The Dutch ships’ radar-locked 5-in. guns replied, sinking one of the Indonesian craft and forcing the others to flee. After giving chase, the Dutch ships rescued 52 survivors; about 30 Indonesians drowned, including Commodore Sudarso, deputy naval chief of staff.
Thus, after years of negotiation and threats, Indonesia’s campaign to take over Netherlands New Guinea flared up in head-on fighting. The Netherlands government protested that Indonesia had been caught in “an unashamed attempt at open invasion.”
Arguing that his ships were only on routine patrol and in any case outside Dutch territorial waters, Indonesia’s President Sukarno summoned a special meeting of his West Irian (Indonesian for New Guinea, meaning “hot country”) Operations Staff and, as usual in times of crisis, arrested 16 prominent critics of his regime. The army announced that 3,000,000 Indonesians had registered as volunteers for the invasion of New Guinea; one grim-faced army officer warned: “The Dutch have chosen to use force, and Indonesia will respond in kind.”
In identically worded notes to Djakarta and The Hague, U.N. Acting Secretary-General U Thant urged both governments to refrain from “precipitate action” and resume negotiations aimed at seeking a peaceful solution. Netherlands Prime Minister Jan de Quay accepted U Thant’s proposal, reported that his military commanders had orders to act with the “utmost restraint.” At week’s end, Indonesia’s Sukarno agreed to negotiate a settlement “in conformity with the purposes and principles of the U.N. Charter.” Nonetheless, though he has four Russian destroyers and 75 fighters and bombers, and took delivery last week of four new Soviet submarines, for a total of six, Western observers agreed that Sukarno is still badly short of the air and naval transport needed for a major invasion of Netherlands New Guinea.

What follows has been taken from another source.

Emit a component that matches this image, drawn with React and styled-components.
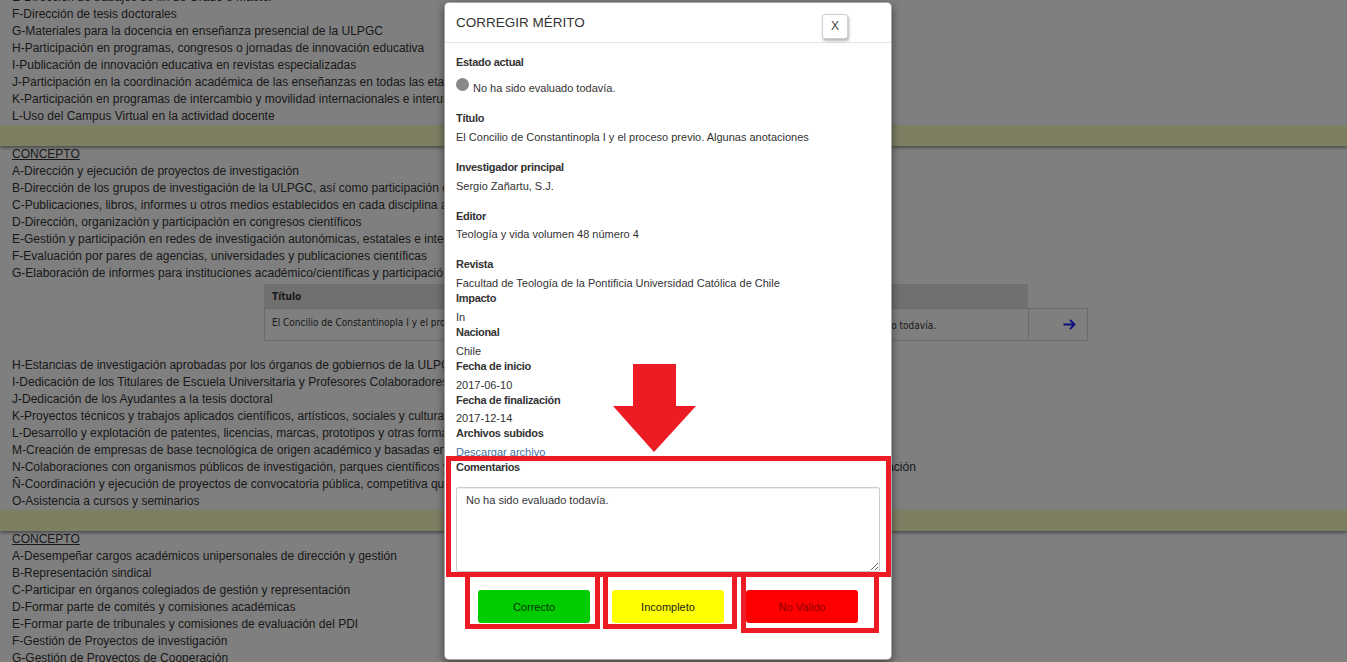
import React from 'react';
import styled, { createGlobalStyle } from 'styled-components';

const GlobalStyle = createGlobalStyle`
  html, body {
    margin: 0;
    padding: 0;
    background: #fff;
  }
  body {
    font-family: "Liberation Sans", Arial, sans-serif;
    color: #333;
    overflow: hidden;
  }
  * {
    box-sizing: border-box;
  }
`;

const Page = styled.div`
  position: relative;
  width: 1347px;
  height: 662px;
  overflow: hidden;
  background: #fff;
`;

/* page behind the dialog, scrolled a little */
const Content = styled.div`
  margin-top: -11px;
  font-size: 12px;
  line-height: 17px;
`;

const ConceptList = styled.ul`
  list-style: none;
  margin: 0;
  padding: 0 0 0 12px;
`;

const ConceptItem = styled.li`
  white-space: nowrap;
  text-decoration: ${(p) => (p.$heading ? 'underline' : 'none')};
`;

const Band = styled.div`
  height: 21px;
  background: #fdfdc4;
  box-shadow: 0 2px 3px rgba(0, 0, 0, 0.4);
`;

const MeritTable = styled.div`
  display: grid;
  grid-template-columns: 764px 60px;
  margin: 2px 0 16px 264px;
  font-family: "DejaVu Sans Condensed", "DejaVu Sans", sans-serif;
  font-size: 10px;
  color: #333;
`;

const HeadCell = styled.div`
  height: 24px;
  display: flex;
  align-items: center;
  padding-left: 8px;
  background: #e0e0e0;
  font-weight: bold;
`;

const RowCell = styled.div`
  height: 33px;
  display: grid;
  grid-template-columns: 440px 1fr;
  border: 1px solid #d6d6d6;
  border-right: none;
  padding: 5px 92px 0 7px;
  white-space: nowrap;
`;

const TitleText = styled.span`
  overflow: hidden;
`;

const StatusText = styled.span`
  align-self: end;
  justify-self: end;
  padding-bottom: 6px;
`;

const ArrowCell = styled.div`
  height: 33px;
  display: flex;
  align-items: center;
  justify-content: center;
  padding-left: 22px;
  border: 1px solid #d6d6d6;
  color: #1c1cff;
`;

const Overlay = styled.div`
  position: absolute;
  inset: 0;
  background: rgba(0, 0, 0, 0.5);
`;

const Modal = styled.div`
  position: absolute;
  top: 2px;
  left: 444px;
  width: 448px;
  height: 658px;
  background: #fff;
  border: 1px solid rgba(0, 0, 0, 0.35);
  border-radius: 5px;
  box-shadow: 0 3px 9px rgba(0, 0, 0, 0.5);
  font-size: 11px;
  color: #333;
`;

const ModalHeader = styled.div`
  height: 40px;
  display: flex;
  align-items: center;
  justify-content: space-between;
  padding: 0 43px 0 11px;
  border-bottom: 1px solid #e5e5e5;
`;

const ModalTitle = styled.h4`
  margin: 0;
  font-size: 13.5px;
  font-weight: normal;
  color: #333;
`;

const CloseButton = styled.button`
  width: 26px;
  height: 25px;
  margin-top: 7px;
  padding: 0;
  background: #fff;
  border: 1px solid #d0d0d0;
  border-radius: 3px;
  box-shadow: 1px 2px 3px rgba(0, 0, 0, 0.3);
  font-family: inherit;
  font-size: 12px;
  color: #444;
`;

const ModalBody = styled.div`
  padding: 12px 11px 0 11px;
`;

const Field = styled.div`
  margin-top: ${(p) => (p.$spaced ? '15px' : '0')};
`;

const Label = styled.div`
  line-height: 15px;
  font-weight: bold;
  letter-spacing: -0.3px;
  margin-bottom: ${(p) => (p.$flush ? '0' : '3.8px')};
  color: #333;
`;

const Value = styled.div`
  line-height: 15px;
  color: #333;
`;

const FileLink = styled.a`
  display: block;
  line-height: 15px;
  color: #41709f;
  text-decoration: none;
`;

const StatusRow = styled.div`
  display: flex;
  align-items: flex-start;
  gap: 4px;
  margin-top: 8px;
`;

const Dot = styled.span`
  width: 13px;
  height: 13px;
  border-radius: 50%;
  background: ${(p) => p.$color};
`;

const StatusLabel = styled.span`
  padding-top: 3px;
  line-height: 15px;
`;

const CommentBox = styled.textarea`
  display: block;
  width: 100%;
  height: 85px;
  margin-top: 12px;
  padding: 6px 9px;
  border: 1px solid #ccc;
  border-radius: 2px;
  box-shadow: inset 0 1px 1px rgba(0, 0, 0, 0.075);
  font-family: inherit;
  font-size: 11px;
  color: #333;
  resize: vertical;
`;

const ButtonRow = styled.div`
  display: flex;
  justify-content: center;
  gap: 22px;
  margin-top: 18px;
`;

const VerdictButton = styled.button`
  width: 112px;
  height: 33px;
  border: none;
  border-radius: 3px;
  background: ${(p) => p.$bg};
  color: ${(p) => p.$fg};
  font-family: inherit;
  font-size: 11px;
`;

const Frame = styled.div`
  position: absolute;
  left: ${(p) => p.$x}px;
  top: ${(p) => p.$y}px;
  width: ${(p) => p.$w}px;
  height: ${(p) => p.$h}px;
  border: 5px solid #ed1c24;
  pointer-events: none;
`;

const Pointer = styled.svg`
  position: absolute;
  left: 613px;
  top: 364px;
`;

const teaching = [
  'E-Dirección de trabajos de fin de Grado o Máster',
  'F-Dirección de tesis doctorales',
  'G-Materiales para la docencia en enseñanza presencial de la ULPGC',
  'H-Participación en programas, congresos o jornadas de innovación educativa',
  'I-Publicación de innovación educativa en revistas especializadas',
  'J-Participación en la coordinación académica de las enseñanzas en todas las etapas',
  'K-Participación en programas de intercambio y movilidad internacionales e interuniversitarios',
  'L-Uso del Campus Virtual en la actividad docente',
];

const researchTop = [
  'A-Dirección y ejecución de proyectos de investigación',
  'B-Dirección de los grupos de investigación de la ULPGC, así como participación en ellos',
  'C-Publicaciones, libros, informes u otros medios establecidos en cada disciplina académica',
  'D-Dirección, organización y participación en congresos científicos',
  'E-Gestión y participación en redes de investigación autonómicas, estatales e internacionales',
  'F-Evaluación por pares de agencias, universidades y publicaciones científicas',
  'G-Elaboración de informes para instituciones académico/científicas y participación en comités',
];

const researchBottom = [
  'H-Estancias de investigación aprobadas por los órganos de gobiernos de la ULPGC',
  'I-Dedicación de los Titulares de Escuela Universitaria y Profesores Colaboradores a la tesis doctoral',
  'J-Dedicación de los Ayudantes a la tesis doctoral',
  'K-Proyectos técnicos y trabajos aplicados científicos, artísticos, sociales y culturales',
  'L-Desarrollo y explotación de patentes, licencias, marcas, prototipos y otras formas de protección',
  'M-Creación de empresas de base tecnológica de origen académico y basadas en el conocimiento',
  'N-Colaboraciones con organismos públicos de investigación, parques científicos y tecnológicos, empresas y otras entidades públicas para la transferencia y la innovación',
  'Ñ-Coordinación y ejecución de proyectos de convocatoria pública, competitiva que no sean de investigación',
  'O-Asistencia a cursos y seminarios',
];

const management = [
  'A-Desempeñar cargos académicos unipersonales de dirección y gestión',
  'B-Representación sindical',
  'C-Participar en órganos colegiados de gestión y representación',
  'D-Formar parte de comités y comisiones académicas',
  'E-Formar parte de tribunales y comisiones de evaluación del PDI',
  'F-Gestión de Proyectos de investigación',
  'G-Gestión de Proyectos de Cooperación',
];

const details = [
  { label: 'Revista', value: 'Facultad de Teología de la Pontificia Universidad Católica de Chile', spaced: true },
  { label: 'Impacto', value: 'In' },
  { label: 'Nacional', value: 'Chile' },
  { label: 'Fecha de inicio', value: '2017-06-10' },
  { label: 'Fecha de finalización', value: '2017-12-14' },
];

const ConceptBlock = ({ items, heading }) => (
  <ConceptList>
    {heading && <ConceptItem $heading>CONCEPTO</ConceptItem>}
    {items.map((text) => (
      <ConceptItem key={text}>{text}</ConceptItem>
    ))}
  </ConceptList>
);

const App = () => (
  <Page>
    <GlobalStyle />
    <Content>
      <ConceptBlock items={teaching} />
      <Band />
      <ConceptBlock items={researchTop} heading />
      <MeritTable>
        <HeadCell>Título</HeadCell>
        <div />
        <RowCell>
          <TitleText>El Concilio de Constantinopla I y el proceso previo. Algunas anotaciones</TitleText>
          <StatusText>No ha sido evaluado todavía.</StatusText>
        </RowCell>
        <ArrowCell>
          <svg width="13" height="11" viewBox="0 0 13 11" fill="none" stroke="currentColor" strokeWidth="1.8">
            <path d="M0.5 5.5H11.5M7 1L11.5 5.5L7 10" />
          </svg>
        </ArrowCell>
      </MeritTable>
      <ConceptBlock items={researchBottom} />
      <Band />
      <ConceptBlock items={management} heading />
    </Content>

    <Overlay />

    <Modal>
      <ModalHeader>
        <ModalTitle>CORREGIR MÉRITO</ModalTitle>
        <CloseButton>X</CloseButton>
      </ModalHeader>
      <ModalBody>
        <Field>
          <Label $flush>Estado actual</Label>
          <StatusRow>
            <Dot $color="#888" />
            <StatusLabel>No ha sido evaluado todavía.</StatusLabel>
          </StatusRow>
        </Field>
        <Field $spaced>
          <Label>Título</Label>
          <Value>El Concilio de Constantinopla I y el proceso previo. Algunas anotaciones</Value>
        </Field>
        <Field $spaced>
          <Label>Investigador principal</Label>
          <Value>Sergio Zañartu, S.J.</Value>
        </Field>
        <Field $spaced>
          <Label>Editor</Label>
          <Value>Teología y vida volumen 48 número 4</Value>
        </Field>
        {details.map((d) => (
          <Field key={d.label} $spaced={d.spaced}>
            <Label>{d.label}</Label>
            <Value>{d.value}</Value>
          </Field>
        ))}
        <Field>
          <Label>Archivos subidos</Label>
          <FileLink href="#">Descargar archivo</FileLink>
        </Field>
        <Field>
          <Label $flush>Comentarios</Label>
          <CommentBox readOnly defaultValue="No ha sido evaluado todavía." />
        </Field>
        <ButtonRow>
          <VerdictButton $bg="#00cc00" $fg="rgba(0,0,0,0.8)">Correcto</VerdictButton>
          <VerdictButton $bg="#ffff00" $fg="#222">Incompleto</VerdictButton>
          <VerdictButton $bg="#ff0000" $fg="rgba(0,0,0,0.5)">No Valido</VerdictButton>
        </ButtonRow>
      </ModalBody>
    </Modal>

    <Pointer width="83" height="88" viewBox="0 0 83 88">
      <polygon points="20,0 63,0 63,42 83,42 41,88 0,42 20,42" fill="#ed1c24" />
    </Pointer>
    <Frame $x={446} $y={456} $w={445} $h={121} />
    <Frame $x={465} $y={572} $w={135} $h={57} />
    <Frame $x={603} $y={572} $w={134} $h={57} />
    <Frame $x={741} $y={572} $w={138} $h={61} />
  </Page>
);

export default App;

Sukarno’s strategy meanwhile has been to land small bands of “infiltrators” in New Guinea to “show the red and white flag” of Indonesia and stir anti-Dutch feeling among its tribesmen—many of whom have never heard of Indonesia. More sophisticated New Guinea natives are mostly hostile to Sukarno’s “liberation” plans. Last week in Manokwari, where the Dutch first established an ad ministrative post 64 years ago, 3,000 dark-skinned Papuans staged an anti-Indonesian protest march—with encouragement from the Dutch. Waving their own red-and-blue national flag, they paraded to the strains of an old Dutch anthem. Its name: We Want to Keep Holland.